The number of formal assessment appeals yet to be heard will be one of his key arguments for a delay, he said. His administrative assistant physically counted all filed appeals that have not been scheduled or heard and found there are 9,482, he said.
“How can they all be heard by the Oct. 31 deadline, and if they are, how effective can they be?” he said. “It seems they’re just pushing them through the system.”
Skrepenak said he does not believe he will vote for the $16 million in borrowing, a plan he describes as “the beginning of raising taxes in Luzerne County after reassessment.”
He said the county was $24 million in debt when he took office in 2004, and county financial adviser Public Financial Management advised commissioners to borrow to cover the debt.
“Now they’re telling us to do the same thing again,” Skrepenak said.
He said the company developed a five-year financial recovery plan in 2004, and he wants to revisit the plan before borrowing.
“There have been other things proposed, and a lot didn’t move forward for reasons I don’t understand,” he said.
Petrilla and Urban question the sincerity of Skrepenak’s opposition because he voted to borrow or extend debt repayments during each of his first four years in office.
Petrilla said he should have started pushing for the financial recovery plan implementation years ago. The thick plan outlined hundreds of initiatives, including the addition of time clocks and hiring freezes.
Reviewing the plan, though worthwhile, won’t help the county meet its expenses this year, Petrilla said. As it is, the county must wait until mid-November to receive the up to $16 million through bonds, which means putting off borrowing would jeopardize the county’s ability to function, she said. “We are faced with fabricated revenues that he approved,” she said.
Urban said he blames “this entire budget fiasco” on Skrepenak and other previous top county managers. “They just faked the budget to make it fit,” Urban said.
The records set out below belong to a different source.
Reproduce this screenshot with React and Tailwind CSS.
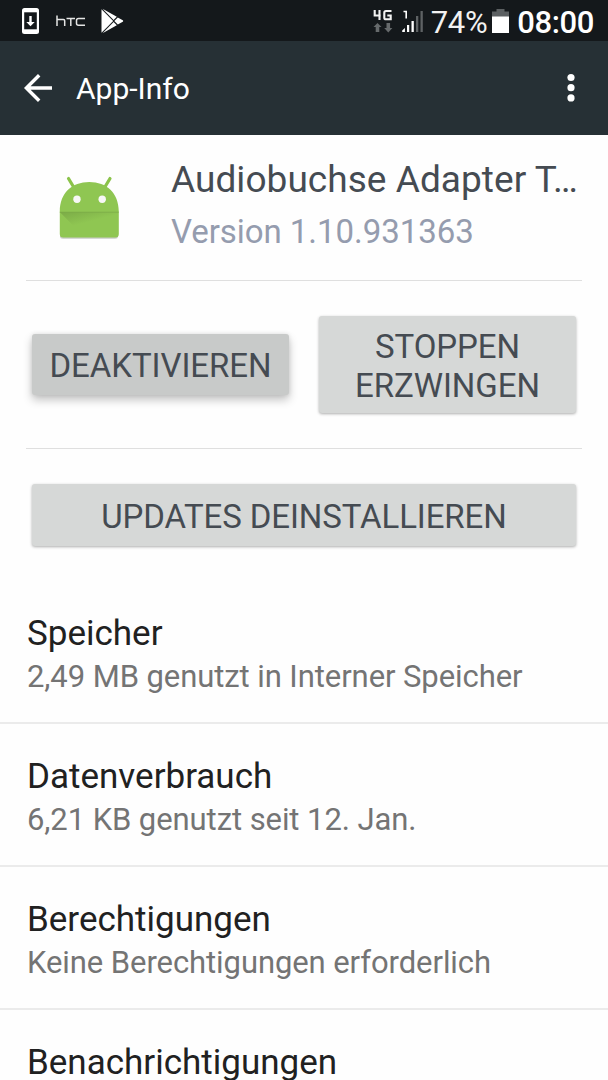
const settings = [
  { title: "Speicher", detail: "2,49 MB genutzt in Interner Speicher" },
  { title: "Datenverbrauch", detail: "6,21 KB genutzt seit 12. Jan." },
  { title: "Berechtigungen", detail: "Keine Berechtigungen erforderlich" },
];

function StatusBar() {
  return (
    <div className="flex h-[41px] shrink-0 items-center bg-[#14181b] text-white">
      <svg className="ml-[21px] h-[28px] w-[19px]" viewBox="0 0 19 28">
        <rect x="1" y="1" width="17" height="26" rx="2.5" fill="#fff" />
        <rect x="3.2" y="5.3" width="12.6" height="17" fill="#14181b" />
        <path d="M8.3 9h2.4v6h3l-4.2 4.3L5.3 15h3z" fill="#fff" />
      </svg>
      <svg className="ml-[16px] h-[12px] w-[30px]" viewBox="0 0 30 12" fill="none" stroke="#e5e5e5" strokeWidth="1.5">
        <path d="M1 .5v10.500M1 4.500h6.500q1.200 0 1.200 1.200V11M10.500 3.500h8.500M14.800 3.500V11M29 3.500h-6.500q-2 0-2 2v3q0 1.700 2 1.700H29" />
      </svg>
      <svg className="ml-[14px] h-[26px] w-[24px]" viewBox="0 0 24 26">
        <path d="M1.500 1.200v23.600L13.200 13z" fill="#fff" />
        <path d="M2.500.7 16.800 8.800 13.600 12z" fill="#fff" />
        <path d="M2.500 25.300 16.800 17.200 13.600 14z" fill="#fff" />
        <path d="m17.800 9.400 5 2.900q.9.700 0 1.400l-5 2.900L14.300 13z" fill="#fff" />
      </svg>
      <svg className="mt-[2px] ml-auto h-[28px] w-[20px]" viewBox="0 0 20 28" fill="none">
        <path d="M1.700 2v5.500h6M6.500 2v10M18.500 3h-5.500q-1.700 0-1.700 1.700v5q0 1.600 1.700 1.600h4.700V7.500h-3.400" stroke="#f3f3f3" strokeWidth="2.100" />
        <path d="M4.500 15 8.500 19H6.300v5H2.700v-5H.5zM13.500 15h3.600v5h2.300l-4.100 4.500-4.100-4.500h2.300z" fill="#666a6c" />
      </svg>
      <svg className="ml-[8px] h-[24px] w-[23px]" viewBox="0 0 23 24">
        <path d="M2.500 2.500h2.700v7" fill="none" stroke="#fff" strokeWidth="1.600" />
        <path d="M1.200 23v-1.500l2.700-2.500v4zM6 23v-7h2.200v7zM10.500 23V12h2.300v11z" fill="#fff" />
        <path d="M15 23V7h2.300v16zM19.500 23V2h2.300v21z" fill="#5e6264" />
      </svg>
      <span className="ml-[7px] pt-[4px] text-[31px] leading-[40px] tracking-[-0.3px] text-[#f2f2f2]">74%</span>
      <svg className="ml-[5px] h-[26px] w-[17px]" viewBox="0 0 17 26">
        <path d="M4.500 1h8v2.500H17V9H0V3.500h4.500z" fill="#5c6062" />
        <path d="M0 8.500h17V25H0z" fill="#fff" />
      </svg>
      <span className="mr-[14px] ml-[8px] pt-[4px] text-[31px] leading-[40px] font-medium tracking-[-0.400px]">08:00</span>
    </div>
  );
}

function AppBar() {
  return (
    <header className="flex h-[94px] shrink-0 items-center bg-[#263035] text-white">
      <svg className="ml-[23px] h-[30px] w-[30px]" viewBox="0 0 30 30" fill="none" stroke="#fff" strokeWidth="3.400">
        <path d="M29 15H3.500M16.200 2.200 3.400 15l12.800 12.800" />
      </svg>
      <h1 className="ml-[23px] pt-[2px] text-[30px] leading-[36px]">App-Info</h1>
      <svg className="mr-[33px] ml-auto h-[30px] w-[8px]" viewBox="0 0 8 30" fill="#fff">
        <circle cx="4" cy="4.500" r="3.600" />
        <circle cx="4" cy="14.700" r="3.600" />
        <circle cx="4" cy="24.900" r="3.600" />
      </svg>
    </header>
  );
}

function AndroidIcon() {
  return (
    <svg className="mt-[39px] ml-[31px] h-[66px] w-[64px] shrink-0" viewBox="0 0 64 66">
      <defs>
        <linearGradient id="fold" x1="0" y1="0" x2="0.600" y2="1">
          <stop offset="0" stopColor="#4c6b2c" stopOpacity=".3" />
          <stop offset=".5" stopColor="#4c6b2c" stopOpacity="0" />
        </linearGradient>
      </defs>
      <path d="M3 59v3.300q0 2.500 3 2.500h52q3 0 3-2.500V59z" fill="#c8cbc6" />
      <path d="m11.500 4.500 6 10M53 4.500l-6 10" stroke="#8bc34a" strokeWidth="3.200" strokeLinecap="round" />
      <path d="M2.800 37.500C2.800 19 15 8 32.300 8s29.500 11 29.500 29.500V60q0 3.500-3.500 3.500H6.300q-3.500 0-3.500-3.500z" fill="#8fc652" />
      <path d="M2.800 38H61.800v25.500H28z" fill="url(#fold)" />
      <path d="M2.800 37.700h59v.7h-59z" fill="#7baa47" />
      <circle cx="20" cy="25.300" r="3.700" fill="#f7f7f7" />
      <circle cx="45.200" cy="25.300" r="3.700" fill="#f7f7f7" />
    </svg>
  );
}

export default function App() {
  return (
    <div className="flex h-[1080px] w-[608px] flex-col overflow-hidden bg-[#fefefe] font-[Roboto,sans-serif]">
      <StatusBar />
      <AppBar />
      <main className="flex flex-col">
        <section className="mx-[26px] flex h-[146px] border-b border-[#dfdfdf]">
          <AndroidIcon />
          <div className="ml-[50px] pt-[23px] whitespace-nowrap">
            <div className="text-[37px] leading-[44px] tracking-[0.05px] text-[#454b52]">Audiobuchse Adapter T…</div>
            <div className="mt-[10px] text-[33px] leading-[40px] tracking-[-0.050px] text-[#959cae]">Version 1.10.931363</div>
          </div>
        </section>
        <section className="mx-[26px] flex h-[168px] items-center justify-between border-b border-[#dfdfdf] px-[6px] text-[33px] leading-[38.500px] text-[#454b52]">
          <button className="h-[61px] w-[257px] rounded-[3px] bg-[#c8cac9] pt-[4px] tracking-[-0.050px] shadow-[0_5px_10px_rgba(0,0,0,0.23),0_0_4px_rgba(0,0,0,0.1)]">DEAKTIVIEREN</button>
          <button className="h-[97px] w-[257px] rounded-[3px] bg-[#d6d8d7] pt-[4px] tracking-[-0.050px] shadow-[0_1px_3px_rgba(0,0,0,0.32)]">
            STOPPEN
            <br />
            ERZWINGEN
          </button>
        </section>
        <button className="mx-[32px] mt-[35px] h-[62px] rounded-[3px] bg-[#d6d8d7] pt-[3px] text-[33px] leading-[38px] tracking-[-0.100px] text-[#454b52] shadow-[0_1px_3px_rgba(0,0,0,0.32)]">
          UPDATES DEINSTALLIEREN
        </button>
        <section className="mt-[35px] flex flex-col">
          {settings.map((item) => (
            <div key={item.title} className="flex h-[143px] flex-col border-b-2 border-[#ebebeb] px-[27px] pt-[31px]">
              <h2 className="text-[35px] leading-[44px] text-[#212121]">{item.title}</h2>
              <p className="text-[31px] leading-[42px] tracking-[-0.080px] text-[#747474]">{item.detail}</p>
            </div>
          ))}
          <div className="px-[27px] pt-[31px]">
            <h2 className="text-[35px] leading-[44px] text-[#212121]">Benachrichtigungen</h2>
          </div>
        </section>
      </main>
    </div>
  );
}
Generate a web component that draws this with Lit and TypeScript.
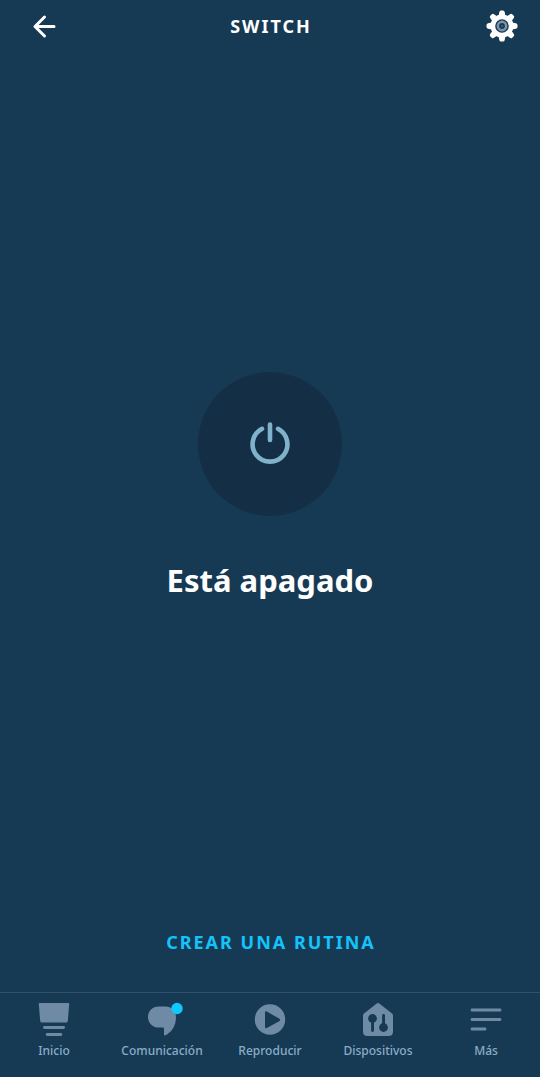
import { LitElement, html, css, svg } from "lit";
import { customElement, state } from "lit/decorators.js";

const icons = {
  home: svg`
    <path d="M3.6 2H32.4Q33.3 2 33.2 3L31.8 20Q31.6 21.500 30.300 21.500H5.700Q4.400 21.500 4.200 20L2.800 3Q2.700 2 3.600 2Z"/>
    <rect x="7" y="25" width="22" height="3" rx="1.400"/>
    <rect x="9.800" y="32" width="16.400" height="3" rx="1.400"/>`,
  chat: svg`
    <path d="M14.600 5.500H21.500C27.500 5.500 32 10 32 16C32 25 27.500 31.500 21 34.400Q20 34.800 20 33.800V27.800Q20 26.600 18.800 26.600H14.600C8.500 26.600 4 22 4 16C4 10 8.500 5.500 14.600 5.500Z"/>
    <circle class="dot" cx="33" cy="7.500" r="5.700"/>`,
  play: svg`
    <path fill-rule="evenodd" d="M18 3.300A15.200 15.200 0 1 1 18 33.700A15.200 15.200 0 1 1 18 3.300ZM13 11.600V25.800Q13 27.800 14.800 26.900L27.200 20.200Q29 18.900 27.200 17.600L14.800 10.500Q13 9.600 13 11.600Z"/>`,
  devices: svg`
    <path d="M16.700 2.600Q18 1.600 19.300 2.600L32 12.600Q33 13.400 33 14.800V30.500Q33 35 28.500 35H7.500Q3 35 3 30.500V14.800Q3 13.400 4 12.600Z"/>
    <g class="cut">
      <circle cx="12.500" cy="17.500" r="4.400"/>
      <rect x="11.100" y="17.500" width="2.900" height="13.500" rx="1.400"/>
      <circle cx="23.500" cy="26.500" r="4.400"/>
      <rect x="22.100" y="13" width="2.900" height="13.500" rx="1.400"/>
    </g>`,
  more: svg`
    <rect x="2.700" y="7.500" width="30.600" height="3" rx="1.200"/>
    <rect x="2.700" y="17" width="30.600" height="3" rx="1.200"/>
    <rect x="2.700" y="26.500" width="15.600" height="3" rx="1.200"/>`,
};

const tabs = [
  { label: "Inicio", icon: icons.home },
  { label: "Comunicación", icon: icons.chat },
  { label: "Reproducir", icon: icons.play },
  { label: "Dispositivos", icon: icons.devices },
  { label: "Más", icon: icons.more },
];

// Eight rounded teeth around the gear body.
const teeth = [0, 45, 90, 135, 180, 225, 270, 315];

@customElement("app-root")
export class AppRoot extends LitElement {
  static styles = css`
    :host {
      display: flex;
      flex-direction: column;
      min-height: 100vh;
      background: #173a54;
      color: #fff;
      font-family: "Noto Sans", "Open Sans", sans-serif;
    }
    svg {
      display: block;
    }
    button {
      border: 0;
      padding: 0;
      background: none;
      color: inherit;
      font: inherit;
      cursor: pointer;
    }
    .bar {
      display: grid;
      grid-template-columns: 60px 1fr 60px;
      align-items: center;
      justify-items: center;
      height: 52px;
      padding: 0 14px;
    }
    .icon-button {
      display: grid;
      place-items: center;
      width: 48px;
      height: 48px;
    }
    .settings {
      justify-self: end;
    }
    .title {
      margin: 0;
      padding-left: 2px;
      font-size: 18px;
      line-height: 24px;
      font-weight: 700;
      letter-spacing: 2px;
    }
    .status {
      flex: 1;
      display: flex;
      flex-direction: column;
      align-items: center;
      justify-content: center;
      gap: 40px;
    }
    .power {
      display: grid;
      place-items: center;
      width: 144px;
      height: 144px;
      border-radius: 50%;
      background: #142f45;
    }
    .state {
      margin: 0;
      font-size: 31px;
      line-height: 48px;
      font-weight: 700;
    }
    .routine {
      align-self: center;
      margin-bottom: 32px;
      padding-left: 2px;
      color: #14c3fb;
      font-size: 18px;
      line-height: 36px;
      font-weight: 700;
      letter-spacing: 2px;
      text-decoration: none;
    }
    .tabs {
      display: grid;
      grid-template-columns: repeat(5, 1fr);
      padding: 8px 0 18px;
      border-top: 1px solid #31526d;
    }
    .tab {
      display: flex;
      flex-direction: column;
      align-items: center;
      gap: 6px;
      color: #8bacc8;
      font-size: 12px;
      line-height: 16px;
      font-weight: 500;
      text-decoration: none;
    }
    .tab svg {
      fill: #6e8aa5;
      overflow: visible;
    }
    .tab .dot {
      fill: #0fc8fd;
    }
    .tab .cut {
      fill: #173a54;
    }
  `;

  @state() private on = false;

  render() {
    return html`
      <header class="bar">
        <button class="icon-button" aria-label="Atrás">
          <svg width="28" height="28" viewBox="0 0 28 28" fill="none" stroke="#fff" stroke-width="3" stroke-linecap="round" stroke-linejoin="round">
            <path d="M24 14.500H5M14.500 5L5 14.500L14.500 24"/>
          </svg>
        </button>
        <h1 class="title">SWITCH</h1>
        <button class="icon-button settings" aria-label="Ajustes">
          <svg width="32" height="32" viewBox="-16 -16 32 32">
            <circle r="11.500" fill="#fff"/>
            ${teeth.map(
              (angle) => svg`<path transform="rotate(${angle})" fill="#fff" d="M-3.400 -10L-2.700 -14Q-2.300 -15.500 -1 -15.500H1Q2.300 -15.500 2.700 -14L3.400 -10Z"/>`
            )}
            <circle r="6.100" fill="#7c93aa" stroke="#173a54" stroke-width="1.400"/>
            <circle r="2.900" fill="#173a54"/>
            <circle r="1" fill="#4d6880"/>
          </svg>
        </button>
      </header>
      <main class="status">
        <button class="power" aria-label="Encender" aria-pressed=${this.on} @click=${() => (this.on = !this.on)}>
          <svg width="48" height="48" viewBox="0 0 48 48" fill="none" stroke="#80b3cb" stroke-width="4.600" stroke-linecap="round">
            <path d="M16 8.800A17.400 17.400 0 1 0 32 8.800M24 4.500V20"/>
          </svg>
        </button>
        <h2 class="state">${this.on ? "Está encendido" : "Está apagado"}</h2>
      </main>
      <a class="routine" href="#rutina">CREAR UNA RUTINA</a>
      <nav class="tabs">
        ${tabs.map(
          (tab) => html`
            <a class="tab" href="#">
              <svg width="36" height="36" viewBox="0 0 36 36" aria-hidden="true">${tab.icon}</svg>
              <span>${tab.label}</span>
            </a>
          `
        )}
      </nav>
    `;
  }
}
Urban said the up to $16 million debt includes unrealistic county land sale revenue, the failure to budget pension fund subsidy and “significantly overestimated” back-tax collection projections.
He said budget office employees discovered the county still owed $2.2 million in allocations to Luzerne County Community College from 2006 and 2007. More than $3 million owed to 911 from 2005 and 2006 was also not budgeted, he said.
“We have new people in the budget office who are bringing these things to light,” Urban said. “I think we have some honorable people in the budget office now who are helping to turn the county around.”
Tonight’s Luzerne County Commissioner meeting is at 5 p.m. in Hazleton City Hall on state Route 309.